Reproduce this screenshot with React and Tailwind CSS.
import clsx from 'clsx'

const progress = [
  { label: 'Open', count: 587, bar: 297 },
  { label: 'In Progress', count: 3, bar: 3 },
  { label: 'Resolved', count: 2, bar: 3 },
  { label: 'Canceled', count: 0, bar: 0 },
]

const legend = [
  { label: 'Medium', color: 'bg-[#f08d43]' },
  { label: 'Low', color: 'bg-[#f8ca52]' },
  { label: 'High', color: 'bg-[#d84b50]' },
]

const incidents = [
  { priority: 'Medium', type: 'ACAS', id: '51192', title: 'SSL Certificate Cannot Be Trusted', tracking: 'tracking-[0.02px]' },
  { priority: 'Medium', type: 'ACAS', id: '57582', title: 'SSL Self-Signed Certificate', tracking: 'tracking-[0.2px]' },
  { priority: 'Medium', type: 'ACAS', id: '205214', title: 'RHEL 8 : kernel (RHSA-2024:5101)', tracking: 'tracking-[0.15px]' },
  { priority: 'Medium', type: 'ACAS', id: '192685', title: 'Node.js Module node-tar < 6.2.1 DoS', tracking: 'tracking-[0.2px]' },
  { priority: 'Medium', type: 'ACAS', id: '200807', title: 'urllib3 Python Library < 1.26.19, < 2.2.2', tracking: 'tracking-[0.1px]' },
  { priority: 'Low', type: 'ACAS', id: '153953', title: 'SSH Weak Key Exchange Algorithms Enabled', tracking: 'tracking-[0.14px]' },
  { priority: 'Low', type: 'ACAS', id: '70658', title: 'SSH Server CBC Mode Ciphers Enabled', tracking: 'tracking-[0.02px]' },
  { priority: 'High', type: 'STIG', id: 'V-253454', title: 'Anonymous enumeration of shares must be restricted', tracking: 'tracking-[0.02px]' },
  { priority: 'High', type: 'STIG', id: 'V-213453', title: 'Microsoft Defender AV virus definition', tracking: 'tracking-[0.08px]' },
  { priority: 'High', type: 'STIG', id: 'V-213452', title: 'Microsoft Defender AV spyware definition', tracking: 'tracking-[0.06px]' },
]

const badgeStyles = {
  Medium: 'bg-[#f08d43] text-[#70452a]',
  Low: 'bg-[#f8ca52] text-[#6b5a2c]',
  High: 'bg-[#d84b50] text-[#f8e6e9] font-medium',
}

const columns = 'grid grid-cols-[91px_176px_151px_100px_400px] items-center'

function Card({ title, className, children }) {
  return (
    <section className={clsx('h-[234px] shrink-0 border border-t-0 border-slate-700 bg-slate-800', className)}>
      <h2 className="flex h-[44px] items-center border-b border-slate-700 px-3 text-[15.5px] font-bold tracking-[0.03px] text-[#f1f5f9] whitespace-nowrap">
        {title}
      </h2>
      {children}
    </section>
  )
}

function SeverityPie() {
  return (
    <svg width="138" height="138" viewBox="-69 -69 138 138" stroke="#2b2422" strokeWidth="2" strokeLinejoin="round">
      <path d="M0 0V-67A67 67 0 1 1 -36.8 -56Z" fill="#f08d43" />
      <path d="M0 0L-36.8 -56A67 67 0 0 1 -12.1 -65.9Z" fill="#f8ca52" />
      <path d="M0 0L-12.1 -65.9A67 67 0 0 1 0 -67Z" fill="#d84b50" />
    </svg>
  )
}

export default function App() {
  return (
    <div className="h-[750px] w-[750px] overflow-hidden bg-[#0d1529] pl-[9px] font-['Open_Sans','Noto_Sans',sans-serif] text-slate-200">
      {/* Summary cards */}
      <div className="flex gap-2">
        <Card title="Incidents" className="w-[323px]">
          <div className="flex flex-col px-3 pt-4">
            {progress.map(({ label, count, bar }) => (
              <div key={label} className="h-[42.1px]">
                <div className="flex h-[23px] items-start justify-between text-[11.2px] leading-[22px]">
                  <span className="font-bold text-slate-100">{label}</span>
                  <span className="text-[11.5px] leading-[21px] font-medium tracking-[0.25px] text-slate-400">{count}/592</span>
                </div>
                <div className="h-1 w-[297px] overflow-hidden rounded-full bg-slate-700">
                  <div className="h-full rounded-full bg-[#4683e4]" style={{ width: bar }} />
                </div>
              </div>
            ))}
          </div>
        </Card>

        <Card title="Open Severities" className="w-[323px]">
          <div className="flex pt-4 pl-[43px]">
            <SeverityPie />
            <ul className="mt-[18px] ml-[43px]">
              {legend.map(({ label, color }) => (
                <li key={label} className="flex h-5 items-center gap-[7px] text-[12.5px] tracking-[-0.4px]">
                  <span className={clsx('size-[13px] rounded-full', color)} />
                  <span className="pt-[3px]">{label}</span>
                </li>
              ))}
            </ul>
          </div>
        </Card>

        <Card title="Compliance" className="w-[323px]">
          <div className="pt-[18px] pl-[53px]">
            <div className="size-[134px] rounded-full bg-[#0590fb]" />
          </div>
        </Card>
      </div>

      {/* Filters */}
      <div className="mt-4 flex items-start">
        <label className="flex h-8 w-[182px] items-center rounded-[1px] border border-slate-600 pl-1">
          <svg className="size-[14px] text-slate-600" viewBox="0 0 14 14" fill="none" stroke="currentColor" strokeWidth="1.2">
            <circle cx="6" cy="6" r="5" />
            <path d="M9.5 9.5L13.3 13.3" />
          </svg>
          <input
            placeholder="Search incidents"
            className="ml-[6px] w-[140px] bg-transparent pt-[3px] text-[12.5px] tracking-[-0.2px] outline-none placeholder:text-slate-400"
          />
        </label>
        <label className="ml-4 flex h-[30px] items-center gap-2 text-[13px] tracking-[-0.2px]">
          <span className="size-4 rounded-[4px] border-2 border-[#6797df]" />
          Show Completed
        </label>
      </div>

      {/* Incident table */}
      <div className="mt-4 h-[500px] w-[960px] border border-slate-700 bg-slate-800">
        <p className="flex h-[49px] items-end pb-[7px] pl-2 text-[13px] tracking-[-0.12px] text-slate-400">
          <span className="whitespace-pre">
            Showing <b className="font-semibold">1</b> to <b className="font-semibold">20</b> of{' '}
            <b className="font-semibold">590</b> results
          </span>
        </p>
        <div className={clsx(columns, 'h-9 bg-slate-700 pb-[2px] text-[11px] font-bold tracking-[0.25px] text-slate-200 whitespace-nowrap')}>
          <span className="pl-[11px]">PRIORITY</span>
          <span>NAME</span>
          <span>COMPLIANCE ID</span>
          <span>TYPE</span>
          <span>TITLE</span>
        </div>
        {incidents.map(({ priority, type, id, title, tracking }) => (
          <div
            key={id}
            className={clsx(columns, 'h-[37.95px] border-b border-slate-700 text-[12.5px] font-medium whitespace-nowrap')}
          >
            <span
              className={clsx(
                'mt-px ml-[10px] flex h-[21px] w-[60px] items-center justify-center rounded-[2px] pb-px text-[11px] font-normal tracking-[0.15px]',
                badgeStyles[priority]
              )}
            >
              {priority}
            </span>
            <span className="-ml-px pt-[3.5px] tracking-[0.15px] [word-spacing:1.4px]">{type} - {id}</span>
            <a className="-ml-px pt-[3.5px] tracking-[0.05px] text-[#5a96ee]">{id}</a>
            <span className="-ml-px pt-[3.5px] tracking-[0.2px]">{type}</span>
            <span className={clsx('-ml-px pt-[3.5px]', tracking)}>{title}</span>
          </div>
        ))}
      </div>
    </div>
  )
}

# What to work on:
Reproduce the full listing above, character for character.

# Written reply:
Reproduce this screenshot with React and Tailwind CSS.
import clsx from 'clsx'

const progress = [
  { label: 'Open', count: 587, bar: 297 },
  { label: 'In Progress', count: 3, bar: 3 },
  { label: 'Resolved', count: 2, bar: 3 },
  { label: 'Canceled', count: 0, bar: 0 },
]

const legend = [
  { label: 'Medium', color: 'bg-[#f08d43]' },
  { label: 'Low', color: 'bg-[#f8ca52]' },
  { label: 'High', color: 'bg-[#d84b50]' },
]

const incidents = [
  { priority: 'Medium', type: 'ACAS', id: '51192', title: 'SSL Certificate Cannot Be Trusted', tracking: 'tracking-[0.02px]' },
  { priority: 'Medium', type: 'ACAS', id: '57582', title: 'SSL Self-Signed Certificate', tracking: 'tracking-[0.2px]' },
  { priority: 'Medium', type: 'ACAS', id: '205214', title: 'RHEL 8 : kernel (RHSA-2024:5101)', tracking: 'tracking-[0.15px]' },
  { priority: 'Medium', type: 'ACAS', id: '192685', title: 'Node.js Module node-tar < 6.2.1 DoS', tracking: 'tracking-[0.2px]' },
  { priority: 'Medium', type: 'ACAS', id: '200807', title: 'urllib3 Python Library < 1.26.19, < 2.2.2', tracking: 'tracking-[0.1px]' },
  { priority: 'Low', type: 'ACAS', id: '153953', title: 'SSH Weak Key Exchange Algorithms Enabled', tracking: 'tracking-[0.14px]' },
  { priority: 'Low', type: 'ACAS', id: '70658', title: 'SSH Server CBC Mode Ciphers Enabled', tracking: 'tracking-[0.02px]' },
  { priority: 'High', type: 'STIG', id: 'V-253454', title: 'Anonymous enumeration of shares must be restricted', tracking: 'tracking-[0.02px]' },
  { priority: 'High', type: 'STIG', id: 'V-213453', title: 'Microsoft Defender AV virus definition', tracking: 'tracking-[0.08px]' },
  { priority: 'High', type: 'STIG', id: 'V-213452', title: 'Microsoft Defender AV spyware definition', tracking: 'tracking-[0.06px]' },
]

const badgeStyles = {
  Medium: 'bg-[#f08d43] text-[#70452a]',
  Low: 'bg-[#f8ca52] text-[#6b5a2c]',
  High: 'bg-[#d84b50] text-[#f8e6e9] font-medium',
}

const columns = 'grid grid-cols-[91px_176px_151px_100px_400px] items-center'

function Card({ title, className, children }) {
  return (
    <section className={clsx('h-[234px] shrink-0 border border-t-0 border-slate-700 bg-slate-800', className)}>
      <h2 className="flex h-[44px] items-center border-b border-slate-700 px-3 text-[15.5px] font-bold tracking-[0.03px] text-[#f1f5f9] whitespace-nowrap">
        {title}
      </h2>
      {children}
    </section>
  )
}

function SeverityPie() {
  return (
    <svg width="138" height="138" viewBox="-69 -69 138 138" stroke="#2b2422" strokeWidth="2" strokeLinejoin="round">
      <path d="M0 0V-67A67 67 0 1 1 -36.8 -56Z" fill="#f08d43" />
      <path d="M0 0L-36.8 -56A67 67 0 0 1 -12.1 -65.9Z" fill="#f8ca52" />
      <path d="M0 0L-12.1 -65.9A67 67 0 0 1 0 -67Z" fill="#d84b50" />
    </svg>
  )
}

export default function App() {
  return (
    <div className="h-[750px] w-[750px] overflow-hidden bg-[#0d1529] pl-[9px] font-['Open_Sans','Noto_Sans',sans-serif] text-slate-200">
      {/* Summary cards */}
      <div className="flex gap-2">
        <Card title="Incidents" className="w-[323px]">
          <div className="flex flex-col px-3 pt-4">
            {progress.map(({ label, count, bar }) => (
              <div key={label} className="h-[42.1px]">
                <div className="flex h-[23px] items-start justify-between text-[11.2px] leading-[22px]">
                  <span className="font-bold text-slate-100">{label}</span>
                  <span className="text-[11.5px] leading-[21px] font-medium tracking-[0.25px] text-slate-400">{count}/592</span>
                </div>
                <div className="h-1 w-[297px] overflow-hidden rounded-full bg-slate-700">
                  <div className="h-full rounded-full bg-[#4683e4]" style={{ width: bar }} />
                </div>
              </div>
            ))}
          </div>
        </Card>

        <Card title="Open Severities" className="w-[323px]">
          <div className="flex pt-4 pl-[43px]">
            <SeverityPie />
            <ul className="mt-[18px] ml-[43px]">
              {legend.map(({ label, color }) => (
                <li key={label} className="flex h-5 items-center gap-[7px] text-[12.5px] tracking-[-0.4px]">
                  <span className={clsx('size-[13px] rounded-full', color)} />
                  <span className="pt-[3px]">{label}</span>
                </li>
              ))}
            </ul>
          </div>
        </Card>

        <Card title="Compliance" className="w-[323px]">
          <div className="pt-[18px] pl-[53px]">
            <div className="size-[134px] rounded-full bg-[#0590fb]" />
          </div>
        </Card>
      </div>

      {/* Filters */}
      <div className="mt-4 flex items-start">
        <label className="flex h-8 w-[182px] items-center rounded-[1px] border border-slate-600 pl-1">
          <svg className="size-[14px] text-slate-600" viewBox="0 0 14 14" fill="none" stroke="currentColor" strokeWidth="1.2">
            <circle cx="6" cy="6" r="5" />
            <path d="M9.5 9.5L13.3 13.3" />
          </svg>
          <input
            placeholder="Search incidents"
            className="ml-[6px] w-[140px] bg-transparent pt-[3px] text-[12.5px] tracking-[-0.2px] outline-none placeholder:text-slate-400"
          />
        </label>
        <label className="ml-4 flex h-[30px] items-center gap-2 text-[13px] tracking-[-0.2px]">
          <span className="size-4 rounded-[4px] border-2 border-[#6797df]" />
          Show Completed
        </label>
      </div>

      {/* Incident table */}
      <div className="mt-4 h-[500px] w-[960px] border border-slate-700 bg-slate-800">
        <p className="flex h-[49px] items-end pb-[7px] pl-2 text-[13px] tracking-[-0.12px] text-slate-400">
          <span className="whitespace-pre">
            Showing <b className="font-semibold">1</b> to <b className="font-semibold">20</b> of{' '}
            <b className="font-semibold">590</b> results
          </span>
        </p>
        <div className={clsx(columns, 'h-9 bg-slate-700 pb-[2px] text-[11px] font-bold tracking-[0.25px] text-slate-200 whitespace-nowrap')}>
          <span className="pl-[11px]">PRIORITY</span>
          <span>NAME</span>
          <span>COMPLIANCE ID</span>
          <span>TYPE</span>
          <span>TITLE</span>
        </div>
        {incidents.map(({ priority, type, id, title, tracking }) => (
          <div
            key={id}
            className={clsx(columns, 'h-[37.95px] border-b border-slate-700 text-[12.5px] font-medium whitespace-nowrap')}
          >
            <span
              className={clsx(
                'mt-px ml-[10px] flex h-[21px] w-[60px] items-center justify-center rounded-[2px] pb-px text-[11px] font-normal tracking-[0.15px]',
                badgeStyles[priority]
              )}
            >
              {priority}
            </span>
            <span className="-ml-px pt-[3.5px] tracking-[0.15px] [word-spacing:1.4px]">{type} - {id}</span>
            <a className="-ml-px pt-[3.5px] tracking-[0.05px] text-[#5a96ee]">{id}</a>
            <span className="-ml-px pt-[3.5px] tracking-[0.2px]">{type}</span>
            <span className={clsx('-ml-px pt-[3.5px]', tracking)}>{title}</span>
          </div>
        ))}
      </div>
    </div>
  )
}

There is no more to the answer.